With concern over the increasing prevalence of non-communicable diseases (NCDs) worldwide, the United Nations convened a high level meeting in New Yorkon September 19th to endorse a declaration on the prevention and control of NCDs. Canada, among many other countries, endorsed the United Nations declaration. NCDs – chiefly cardiovascular diseases, cancers, chronic respiratory diseases and diabetes – now represent nearly 2/3 of global deaths, with a disproportionate number of deaths occurring in developing countries. The declaration states that “prevention must be the cornerstone of the global response to NCDs”. The Healthy Active Living and Obesity Research Group (HALO) at the Children’s Hospital of Eastern Ontario (CHEO) Research Institute applauds Canada’s endorsement of the declaration that positions healthy active living as the recipe required to reverse the global NCD trends.
“Canadian children and youth are less active, less fit, more obese and more sedentary than ever before” says Mark Tremblay, Director of HALO. “Inattention to this crisis to date has resulted in the mortgaging of the health of the current generation of children and youth, and the true test of the importance of the UN Declaration will be the action and investments individual countries make to preserve and promote healthy active living.”
Research shows that only seven per cent of Canadian children and youth meet the minimum physical activity requirement of sixty minutes per day of moderate- to vigorous-intensity physical activity – and they are spending on average 8.6 hours per day completely sedentary. This has resulted in an “F” grade on each of the past five Active Healthy Kids Canada Report Cards.
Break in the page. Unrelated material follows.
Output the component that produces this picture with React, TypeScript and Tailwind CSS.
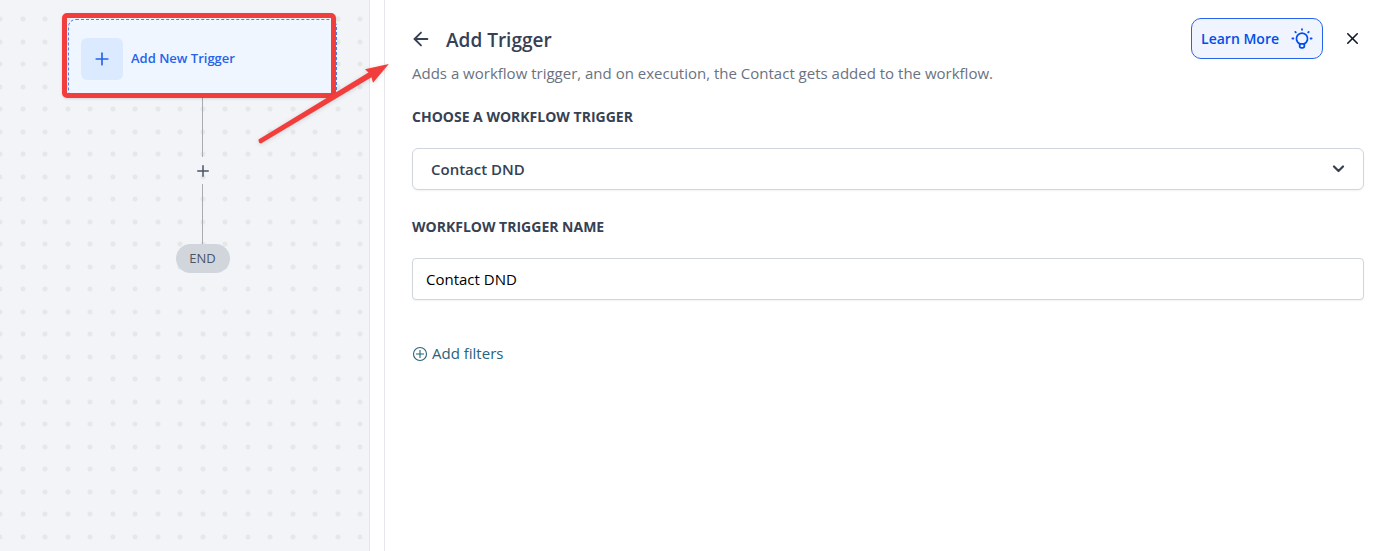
import React, { useState } from 'react';
import { ArrowLeft, Plus, X } from 'lucide-react';

const BulbIcon: React.FC = () => (
  <svg width="22" height="22" viewBox="0 0 22 22" fill="none" stroke="currentColor" strokeWidth="1.8" strokeLinecap="round" aria-hidden="true">
    <path d="M8.800 15.800a5.600 5.600 0 1 1 4.400 0" />
    <path d="M8.700 15.800h4.600v2.500a1.500 1.500 0 0 1-1.500 1.500h-1.600a1.500 1.500 0 0 1-1.500-1.500z" />
    <path d="M11 1.200v.6M1.400 10.500h1M19.600 10.500h1M4.300 3.900l.5.500M17.700 3.900l-.5.500" />
  </svg>
);

const ChevronIcon: React.FC = () => (
  <svg className="pointer-events-none absolute right-[19px] top-[17px]" width="13" height="8" viewBox="0 0 13 8" fill="none" stroke="#374151" strokeWidth="2.200" strokeLinecap="round" strokeLinejoin="round" aria-hidden="true">
    <path d="M2 1.500l4.500 4.500L11 1.500" />
  </svg>
);

const CirclePlusIcon: React.FC = () => (
  <svg className="mt-0.5" width="16" height="16" viewBox="0 0 16 16" fill="none" stroke="currentColor" strokeWidth="1.100" aria-hidden="true">
    <circle cx="8" cy="8" r="6.500" />
    <path d="M8 4v8M4 8h8" />
  </svg>
);

const WorkflowCanvas: React.FC = () => (
  <section
    aria-label="Workflow"
    className="relative w-[370px] shrink-0 border-r border-[#e3e5e9] bg-[#f2f4f7] bg-[radial-gradient(circle_at_11px_11px,#e6e7e7_2px,transparent_3px),radial-gradient(circle_at_34px_11px,#e6e7e7_2px,transparent_3px),radial-gradient(circle_at_11px_34px,#e6e7e7_2px,transparent_3px),radial-gradient(circle_at_34px_34px,#e6e7e7_2px,transparent_3px)] bg-[length:45px_45px] bg-[position:-11px_8px]"
  >
    <div className="ml-[68px] flex w-[269px] flex-col items-center pt-[19px]">
      <div className="relative w-full">
        <button
          type="button"
          className="flex h-[79px] w-full items-center gap-2 rounded-lg border border-dashed border-[#4f7fee] bg-[#eff6ff] px-3 text-[13px] font-semibold text-[#2563eb]"
        >
          <span className="flex size-[42px] items-center justify-center rounded-md bg-[#dbeafe]">
            <Plus size={20} strokeWidth={2} />
          </span>
          Add New Trigger
        </button>
        {/* Highlight frame */}
        <div className="pointer-events-none absolute -left-1.5 -top-1.5 h-[85px] w-[274px] rounded-[5px] border-[5px] border-[#f23d3d] shadow-sm" />
      </div>
      <div className="h-[59px] w-px bg-[#a9abb0]" />
      <button type="button" aria-label="Add action" className="flex h-[27px] w-7 items-center justify-center text-gray-600">
        <Plus size={18} strokeWidth={2} />
      </button>
      <div className="h-[60px] w-px bg-[#a9abb0]" />
      <div className="flex h-[29px] w-[54px] items-center justify-center rounded-full bg-gray-300 text-[13px] text-gray-600">
        END
      </div>
    </div>
    {/* Pointer from the canvas to the panel */}
    <svg className="pointer-events-none absolute left-[255px] top-[60px] z-10 drop-shadow-sm" width="140" height="90" viewBox="0 0 140 90" aria-hidden="true">
      <path d="M3.500 79.500L113.500 12.500L110 9.200L133.800 4L118 22.800L116.500 17.200L6 83.500Q3.500 83.500 3.500 79.500Z" fill="#f23d3d" />
    </svg>
  </section>
);

const TriggerPanel: React.FC = () => {
  const [trigger, setTrigger] = useState('Contact DND');
  const [name, setName] = useState('Contact DND');

  return (
    <main className="ml-3.5 min-w-0 flex-1 border-l border-gray-200 pl-[27px] pr-[22px] pt-[18px]">
      <header className="flex h-[41px] items-center pr-0.5">
        <button type="button" aria-label="Back" className="-ml-0.5 text-gray-700">
          <ArrowLeft size={22} strokeWidth={2} />
        </button>
        <h1 className="ml-3.5 pt-1 text-[19px] font-semibold text-gray-700">Add Trigger</h1>
        <a
          href="#learn-more"
          className="ml-auto flex h-[41px] items-center gap-3 rounded-[10px] border border-[#2563eb] bg-[#eff4ff] px-[9px] text-sm font-semibold text-[#004eeb]"
        >
          Learn More
          <BulbIcon />
        </a>
        <button type="button" aria-label="Close" className="ml-5 text-gray-900">
          <X size={19} strokeWidth={2} />
        </button>
      </header>
      <p className="mt-1 text-[15px] leading-5 text-gray-500">
        Adds a workflow trigger, and on execution, the Contact gets added to the workflow.
      </p>

      <form onSubmit={(e) => e.preventDefault()}>
        <label htmlFor="trigger" className="mt-6 block text-sm font-bold leading-5 text-gray-700">
          CHOOSE A WORKFLOW TRIGGER
        </label>
        <div className="relative mt-[21px]">
          <select
            id="trigger"
            value={trigger}
            onChange={(e) => setTrigger(e.target.value)}
            className="block h-[42px] w-full appearance-none rounded-md border border-gray-300 bg-white px-[18px] text-[15px] font-semibold text-gray-700 shadow-xs"
          >
            <option>Contact DND</option>
          </select>
          <ChevronIcon />
        </div>

        <label htmlFor="name" className="mt-[27px] block text-sm font-bold leading-5 text-gray-700">
          WORKFLOW TRIGGER NAME
        </label>
        <input
          id="name"
          type="text"
          value={name}
          onChange={(e) => setName(e.target.value)}
          className="mt-[21px] block h-[42px] w-full rounded border border-gray-300 bg-white px-[13px] text-[15px] text-black shadow-xs"
        />

        <button type="button" className="mt-[43px] flex items-center gap-1 text-[15px] leading-5 text-[#27637b]">
          <CirclePlusIcon />
          Add filters
        </button>
      </form>
    </main>
  );
};

const App: React.FC = () => {
  return (
    <div className="flex min-h-screen bg-white font-['Open_Sans','Noto_Sans',sans-serif]">
      <WorkflowCanvas />
      <TriggerPanel />
    </div>
  );
};

export default App;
Statistics Canada also reports that nearly a quarter of calories consumed by Canadian children and youth come from outside the recommended food groups, approximately 60% are not getting the recommended servings of fruits and vegetables, and over 80% have usual sodium intakes above the upper limits. Research by the HALO group in Kenya and Mexico is examining the impact of unhealthy lifestyle transitions on NCD development, and how the Canadian experience can be used to assist developing countries and preventing similar grades from emerging there.
The Healthy Active Living and Obesity Research Group (HALO) is located within the Children’s Hospital of Eastern Ontario Research Institute (Ottawa, Canada) where it provides national leadership and research excellence in healthy active living for the prevention, management and treatment of obesity in children and youth. Responding to the individual, familial, community and societal call for help, the CHEO-RI made a strategic decision to create this center of excellence in healthy living and childhood obesity research. The HALO team is comprised of a multidisciplinary group of research scientists, clinicians, research staff, administrative support, graduate and practicum students, post-doctoral fellows and medical interns and residents. Working with local, provincial and national partners and stakeholders HALO has accepted the challenge to overcome the clinical and public health challenges of childhood obesity and inactivity with a mission to preserve, enhance and restore the health and wellness of our most precious resource, our children.